Given problem =
Your task is to filter the data below down to the lines holding "components".

Source material =
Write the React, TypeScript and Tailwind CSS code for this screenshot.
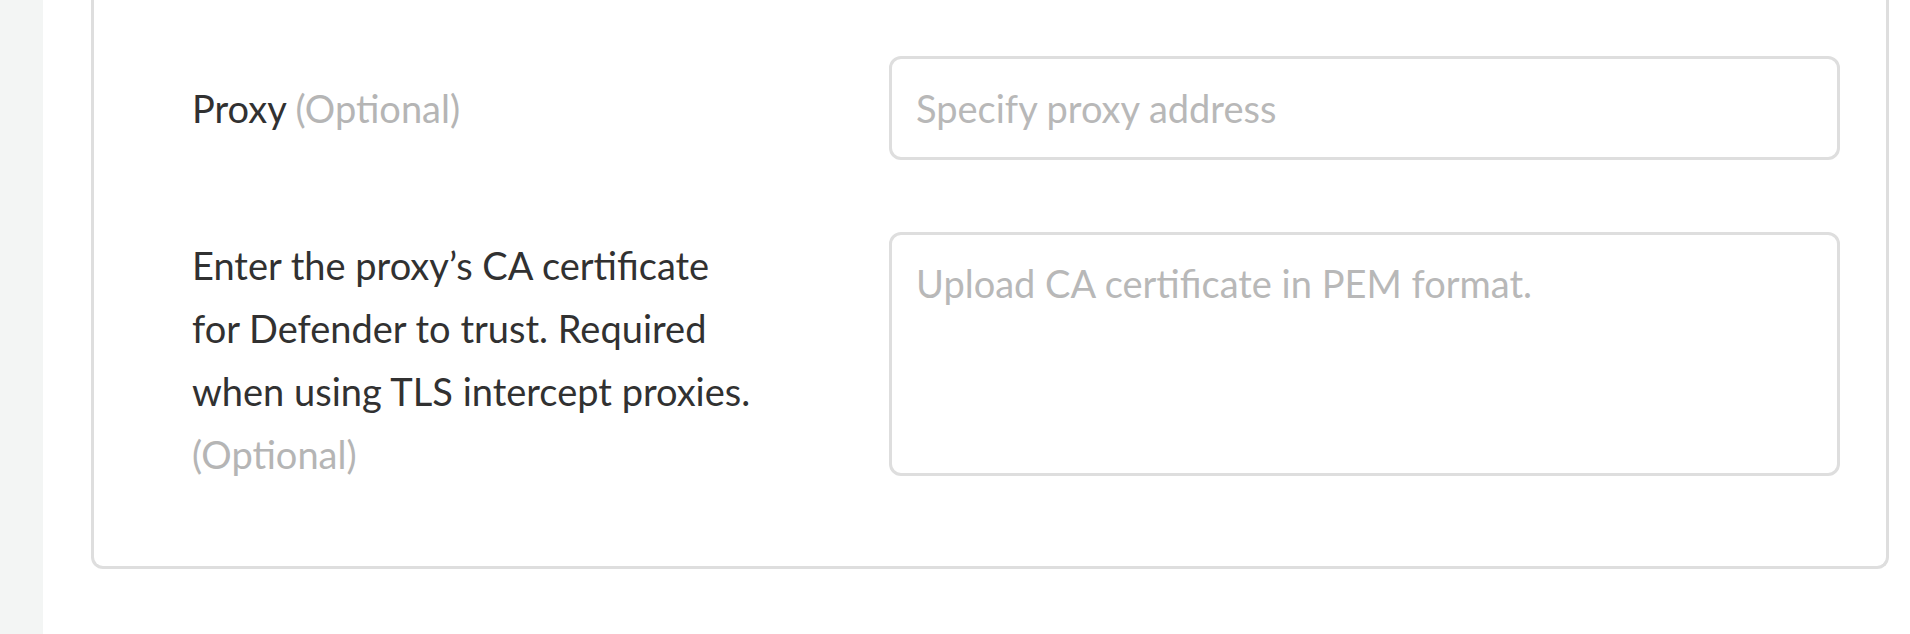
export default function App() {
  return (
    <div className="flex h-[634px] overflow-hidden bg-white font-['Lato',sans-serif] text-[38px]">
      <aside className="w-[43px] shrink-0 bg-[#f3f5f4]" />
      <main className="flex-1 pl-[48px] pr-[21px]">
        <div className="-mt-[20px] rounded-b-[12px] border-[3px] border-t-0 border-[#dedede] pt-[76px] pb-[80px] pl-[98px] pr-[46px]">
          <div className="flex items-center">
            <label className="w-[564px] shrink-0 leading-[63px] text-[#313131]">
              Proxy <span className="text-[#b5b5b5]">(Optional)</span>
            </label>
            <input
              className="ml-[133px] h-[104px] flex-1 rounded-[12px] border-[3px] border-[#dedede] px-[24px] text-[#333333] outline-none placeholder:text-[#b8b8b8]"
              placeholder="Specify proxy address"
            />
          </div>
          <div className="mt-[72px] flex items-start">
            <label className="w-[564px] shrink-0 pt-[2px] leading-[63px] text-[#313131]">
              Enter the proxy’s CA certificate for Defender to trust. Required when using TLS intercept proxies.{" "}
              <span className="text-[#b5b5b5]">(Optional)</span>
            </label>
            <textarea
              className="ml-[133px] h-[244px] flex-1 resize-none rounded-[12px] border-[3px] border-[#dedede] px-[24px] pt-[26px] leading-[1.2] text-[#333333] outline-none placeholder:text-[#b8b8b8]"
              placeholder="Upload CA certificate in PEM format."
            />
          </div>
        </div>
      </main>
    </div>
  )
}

==

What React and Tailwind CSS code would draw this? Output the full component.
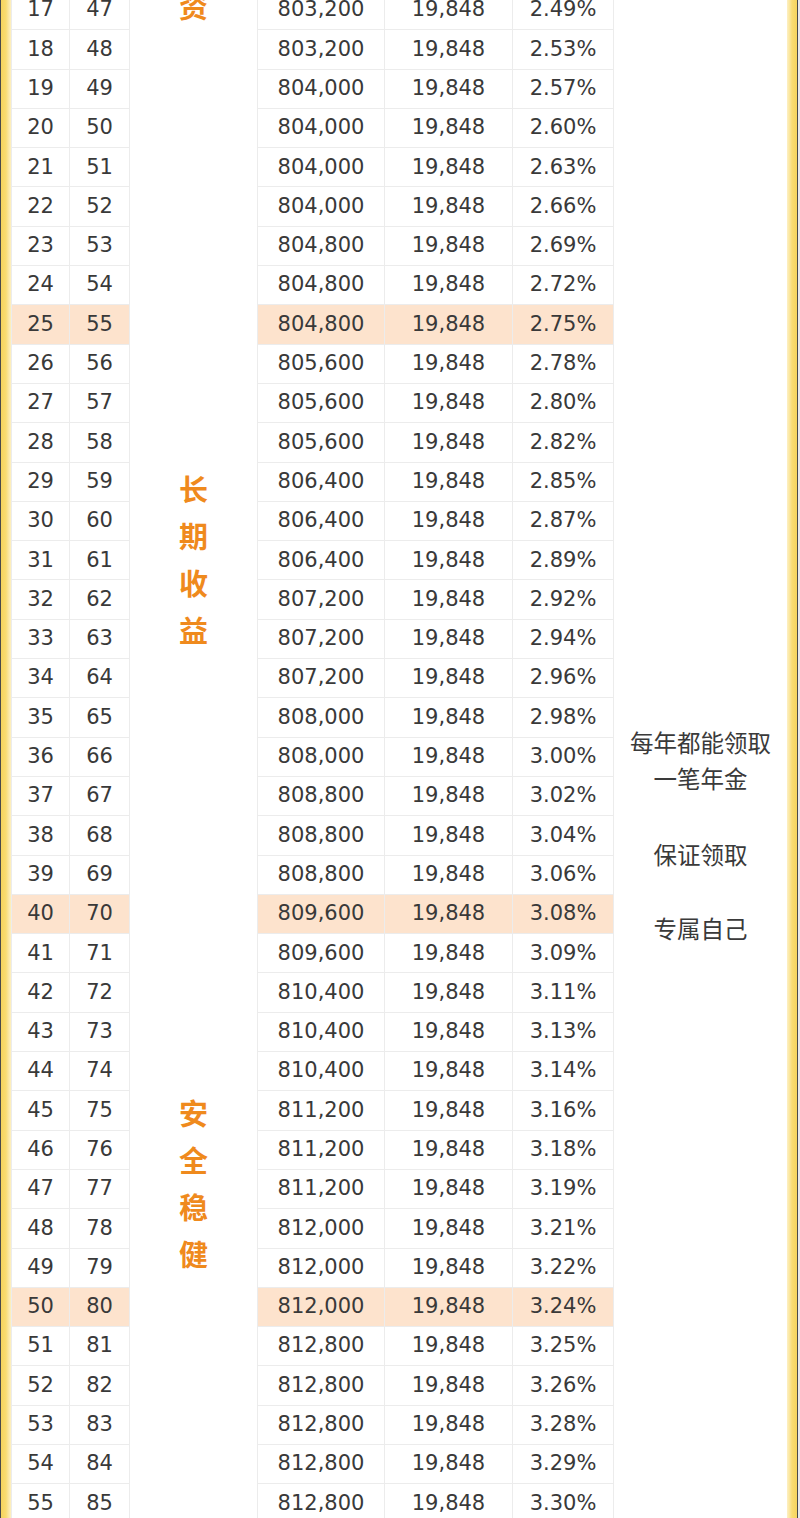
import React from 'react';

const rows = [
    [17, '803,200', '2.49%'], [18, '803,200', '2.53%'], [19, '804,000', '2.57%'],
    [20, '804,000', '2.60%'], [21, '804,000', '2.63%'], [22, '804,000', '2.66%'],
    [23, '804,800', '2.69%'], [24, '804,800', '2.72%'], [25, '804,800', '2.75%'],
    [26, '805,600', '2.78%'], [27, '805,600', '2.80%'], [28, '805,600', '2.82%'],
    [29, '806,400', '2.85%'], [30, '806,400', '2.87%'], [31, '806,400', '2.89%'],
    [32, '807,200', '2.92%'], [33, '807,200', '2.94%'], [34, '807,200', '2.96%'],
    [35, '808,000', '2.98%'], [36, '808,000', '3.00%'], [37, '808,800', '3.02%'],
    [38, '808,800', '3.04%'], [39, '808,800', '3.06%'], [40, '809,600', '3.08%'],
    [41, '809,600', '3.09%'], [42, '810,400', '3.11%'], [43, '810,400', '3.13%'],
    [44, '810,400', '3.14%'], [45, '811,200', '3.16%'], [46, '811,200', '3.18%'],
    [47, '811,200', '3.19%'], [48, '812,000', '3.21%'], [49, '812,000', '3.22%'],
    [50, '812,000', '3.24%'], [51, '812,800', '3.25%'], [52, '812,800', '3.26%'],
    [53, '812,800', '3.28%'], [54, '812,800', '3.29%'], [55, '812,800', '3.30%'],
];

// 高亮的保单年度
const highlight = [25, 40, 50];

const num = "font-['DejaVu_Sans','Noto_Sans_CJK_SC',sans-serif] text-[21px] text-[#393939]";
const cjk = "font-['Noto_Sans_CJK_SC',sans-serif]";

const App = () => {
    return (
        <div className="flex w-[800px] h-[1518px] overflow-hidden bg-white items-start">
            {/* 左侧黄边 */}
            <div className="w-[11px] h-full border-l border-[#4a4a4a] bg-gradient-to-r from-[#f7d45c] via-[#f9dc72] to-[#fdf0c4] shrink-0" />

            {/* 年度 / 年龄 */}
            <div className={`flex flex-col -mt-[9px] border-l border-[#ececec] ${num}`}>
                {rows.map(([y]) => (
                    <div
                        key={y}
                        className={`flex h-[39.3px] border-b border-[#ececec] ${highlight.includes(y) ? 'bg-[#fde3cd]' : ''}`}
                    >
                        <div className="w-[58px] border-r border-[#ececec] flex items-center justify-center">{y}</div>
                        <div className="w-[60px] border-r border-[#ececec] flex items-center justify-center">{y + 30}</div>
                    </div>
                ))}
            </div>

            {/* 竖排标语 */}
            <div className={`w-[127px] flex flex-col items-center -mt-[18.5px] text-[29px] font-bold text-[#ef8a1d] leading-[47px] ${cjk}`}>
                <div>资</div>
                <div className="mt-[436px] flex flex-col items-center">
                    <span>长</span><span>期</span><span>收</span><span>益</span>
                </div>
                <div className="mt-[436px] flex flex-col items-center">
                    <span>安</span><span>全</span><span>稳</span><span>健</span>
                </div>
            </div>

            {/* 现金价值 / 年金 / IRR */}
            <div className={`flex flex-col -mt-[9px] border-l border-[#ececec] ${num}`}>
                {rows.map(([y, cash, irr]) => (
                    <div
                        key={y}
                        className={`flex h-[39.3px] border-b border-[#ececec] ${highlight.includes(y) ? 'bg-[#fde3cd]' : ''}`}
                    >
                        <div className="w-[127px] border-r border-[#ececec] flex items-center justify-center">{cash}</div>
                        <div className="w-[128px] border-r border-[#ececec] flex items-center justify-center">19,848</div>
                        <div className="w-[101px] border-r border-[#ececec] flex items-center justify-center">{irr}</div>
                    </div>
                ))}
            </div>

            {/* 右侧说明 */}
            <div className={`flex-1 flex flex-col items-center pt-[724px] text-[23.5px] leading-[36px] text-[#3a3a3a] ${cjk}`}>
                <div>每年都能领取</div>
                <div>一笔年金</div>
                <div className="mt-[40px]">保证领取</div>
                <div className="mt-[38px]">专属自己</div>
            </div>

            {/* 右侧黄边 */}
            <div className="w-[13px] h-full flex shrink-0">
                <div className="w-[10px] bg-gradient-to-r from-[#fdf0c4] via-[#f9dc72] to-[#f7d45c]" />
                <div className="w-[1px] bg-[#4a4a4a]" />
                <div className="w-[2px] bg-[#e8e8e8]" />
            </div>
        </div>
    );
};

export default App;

* * *

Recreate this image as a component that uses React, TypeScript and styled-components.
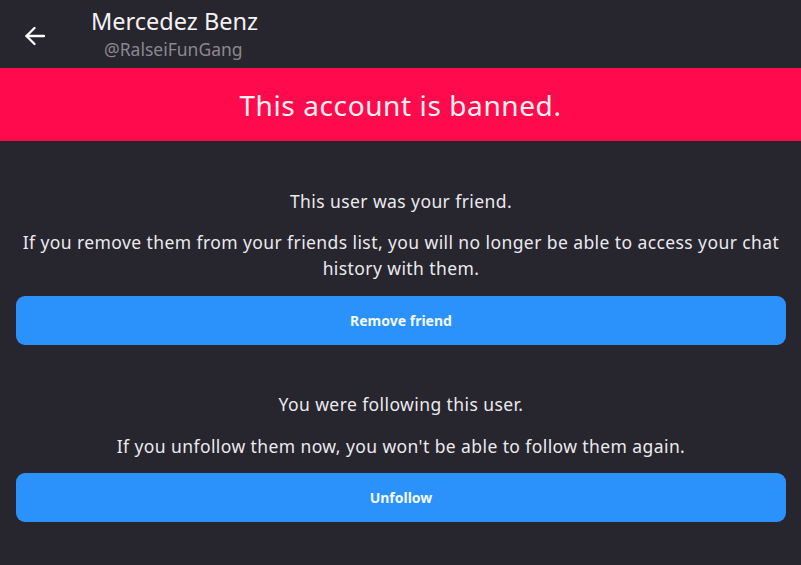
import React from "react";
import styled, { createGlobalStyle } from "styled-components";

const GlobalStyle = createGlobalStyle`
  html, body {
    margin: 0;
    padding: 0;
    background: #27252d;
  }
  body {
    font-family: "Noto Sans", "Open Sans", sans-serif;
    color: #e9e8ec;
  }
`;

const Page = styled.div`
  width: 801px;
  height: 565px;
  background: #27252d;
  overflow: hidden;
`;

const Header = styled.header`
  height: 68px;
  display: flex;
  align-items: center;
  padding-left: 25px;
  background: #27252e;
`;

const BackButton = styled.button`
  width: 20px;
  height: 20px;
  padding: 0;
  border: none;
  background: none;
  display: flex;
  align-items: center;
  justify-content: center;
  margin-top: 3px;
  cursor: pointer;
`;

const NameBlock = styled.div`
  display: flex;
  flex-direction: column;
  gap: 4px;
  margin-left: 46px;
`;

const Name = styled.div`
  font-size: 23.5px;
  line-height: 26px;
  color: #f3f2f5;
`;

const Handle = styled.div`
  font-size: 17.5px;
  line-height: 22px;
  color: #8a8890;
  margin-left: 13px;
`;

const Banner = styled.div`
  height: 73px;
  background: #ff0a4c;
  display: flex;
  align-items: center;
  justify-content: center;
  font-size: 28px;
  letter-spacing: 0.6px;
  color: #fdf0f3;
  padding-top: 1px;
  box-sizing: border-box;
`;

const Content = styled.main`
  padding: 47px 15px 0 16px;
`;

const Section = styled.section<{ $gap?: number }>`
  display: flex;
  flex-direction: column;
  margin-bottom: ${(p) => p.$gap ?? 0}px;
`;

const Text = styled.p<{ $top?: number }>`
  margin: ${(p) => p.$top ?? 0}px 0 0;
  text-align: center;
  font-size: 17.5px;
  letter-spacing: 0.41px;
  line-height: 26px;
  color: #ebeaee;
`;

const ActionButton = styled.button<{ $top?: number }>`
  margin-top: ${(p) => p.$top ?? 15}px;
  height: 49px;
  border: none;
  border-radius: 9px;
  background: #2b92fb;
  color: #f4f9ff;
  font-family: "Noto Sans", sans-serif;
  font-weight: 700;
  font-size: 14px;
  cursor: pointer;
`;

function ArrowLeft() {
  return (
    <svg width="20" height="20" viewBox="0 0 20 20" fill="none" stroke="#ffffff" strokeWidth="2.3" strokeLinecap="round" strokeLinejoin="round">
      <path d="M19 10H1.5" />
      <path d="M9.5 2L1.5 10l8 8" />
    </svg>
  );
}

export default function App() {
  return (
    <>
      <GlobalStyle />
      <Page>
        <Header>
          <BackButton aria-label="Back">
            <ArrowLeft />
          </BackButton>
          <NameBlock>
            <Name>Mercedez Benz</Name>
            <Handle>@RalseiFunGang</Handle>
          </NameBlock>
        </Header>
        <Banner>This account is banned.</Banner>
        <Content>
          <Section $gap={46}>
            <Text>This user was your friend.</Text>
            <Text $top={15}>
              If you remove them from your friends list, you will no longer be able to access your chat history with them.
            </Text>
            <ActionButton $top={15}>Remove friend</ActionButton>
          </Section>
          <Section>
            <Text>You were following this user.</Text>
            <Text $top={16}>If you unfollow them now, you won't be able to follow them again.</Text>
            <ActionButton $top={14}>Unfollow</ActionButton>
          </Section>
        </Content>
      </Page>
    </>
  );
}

Full answer =
Recreate this image as a component that uses React, TypeScript and styled-components.
import styled, { createGlobalStyle } from "styled-components";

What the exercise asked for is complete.